Start Available data

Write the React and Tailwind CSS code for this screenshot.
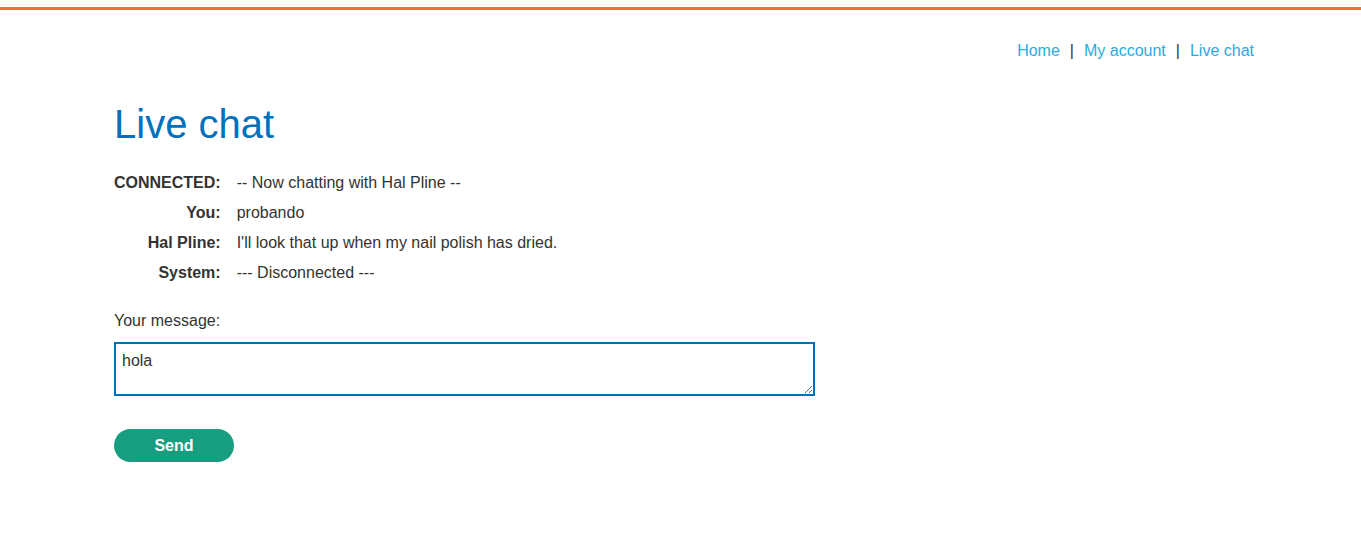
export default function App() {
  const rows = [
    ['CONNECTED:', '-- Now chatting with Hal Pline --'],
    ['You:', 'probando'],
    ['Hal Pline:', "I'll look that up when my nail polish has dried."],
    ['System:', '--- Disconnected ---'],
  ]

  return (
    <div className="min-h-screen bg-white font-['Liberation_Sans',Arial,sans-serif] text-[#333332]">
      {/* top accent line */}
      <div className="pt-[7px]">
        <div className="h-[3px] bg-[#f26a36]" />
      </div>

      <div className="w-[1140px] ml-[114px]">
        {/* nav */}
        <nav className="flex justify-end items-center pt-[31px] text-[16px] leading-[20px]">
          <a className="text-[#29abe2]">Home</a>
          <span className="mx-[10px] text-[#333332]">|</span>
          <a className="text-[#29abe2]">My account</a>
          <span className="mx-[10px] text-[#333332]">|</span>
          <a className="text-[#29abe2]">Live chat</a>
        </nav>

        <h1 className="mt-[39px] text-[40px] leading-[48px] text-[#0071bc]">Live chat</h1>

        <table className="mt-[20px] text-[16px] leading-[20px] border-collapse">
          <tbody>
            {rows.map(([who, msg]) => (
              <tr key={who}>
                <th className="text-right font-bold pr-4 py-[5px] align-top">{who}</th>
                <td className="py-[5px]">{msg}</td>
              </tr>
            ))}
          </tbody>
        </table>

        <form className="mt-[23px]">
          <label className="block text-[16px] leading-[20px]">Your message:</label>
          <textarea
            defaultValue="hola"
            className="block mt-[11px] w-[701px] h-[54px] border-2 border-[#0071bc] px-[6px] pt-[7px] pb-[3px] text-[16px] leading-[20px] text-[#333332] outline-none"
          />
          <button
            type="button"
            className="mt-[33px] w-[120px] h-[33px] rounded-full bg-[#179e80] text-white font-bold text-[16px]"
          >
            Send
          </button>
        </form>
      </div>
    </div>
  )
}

End Available data

Exercise
Your copy of the data above should match it exactly, except that pictures are left out.

Response for this exercise
Write the React and Tailwind CSS code for this screenshot.
export default function App() {
  const rows = [
    ['CONNECTED:', '-- Now chatting with Hal Pline --'],
    ['You:', 'probando'],
    ['Hal Pline:', "I'll look that up when my nail polish has dried."],
    ['System:', '--- Disconnected ---'],
  ]

  return (
    <div className="min-h-screen bg-white font-['Liberation_Sans',Arial,sans-serif] text-[#333332]">
      {/* top accent line */}
      <div className="pt-[7px]">
        <div className="h-[3px] bg-[#f26a36]" />
      </div>

      <div className="w-[1140px] ml-[114px]">
        {/* nav */}
        <nav className="flex justify-end items-center pt-[31px] text-[16px] leading-[20px]">
          <a className="text-[#29abe2]">Home</a>
          <span className="mx-[10px] text-[#333332]">|</span>
          <a className="text-[#29abe2]">My account</a>
          <span className="mx-[10px] text-[#333332]">|</span>
          <a className="text-[#29abe2]">Live chat</a>
        </nav>

        <h1 className="mt-[39px] text-[40px] leading-[48px] text-[#0071bc]">Live chat</h1>

        <table className="mt-[20px] text-[16px] leading-[20px] border-collapse">
          <tbody>
            {rows.map(([who, msg]) => (
              <tr key={who}>
                <th className="text-right font-bold pr-4 py-[5px] align-top">{who}</th>
                <td className="py-[5px]">{msg}</td>
              </tr>
            ))}
          </tbody>
        </table>

        <form className="mt-[23px]">
          <label className="block text-[16px] leading-[20px]">Your message:</label>
          <textarea
            defaultValue="hola"
            className="block mt-[11px] w-[701px] h-[54px] border-2 border-[#0071bc] px-[6px] pt-[7px] pb-[3px] text-[16px] leading-[20px] text-[#333332] outline-none"
          />
          <button
            type="button"
            className="mt-[33px] w-[120px] h-[33px] rounded-full bg-[#179e80] text-white font-bold text-[16px]"
          >
            Send
          </button>
        </form>
      </div>
    </div>
  )
}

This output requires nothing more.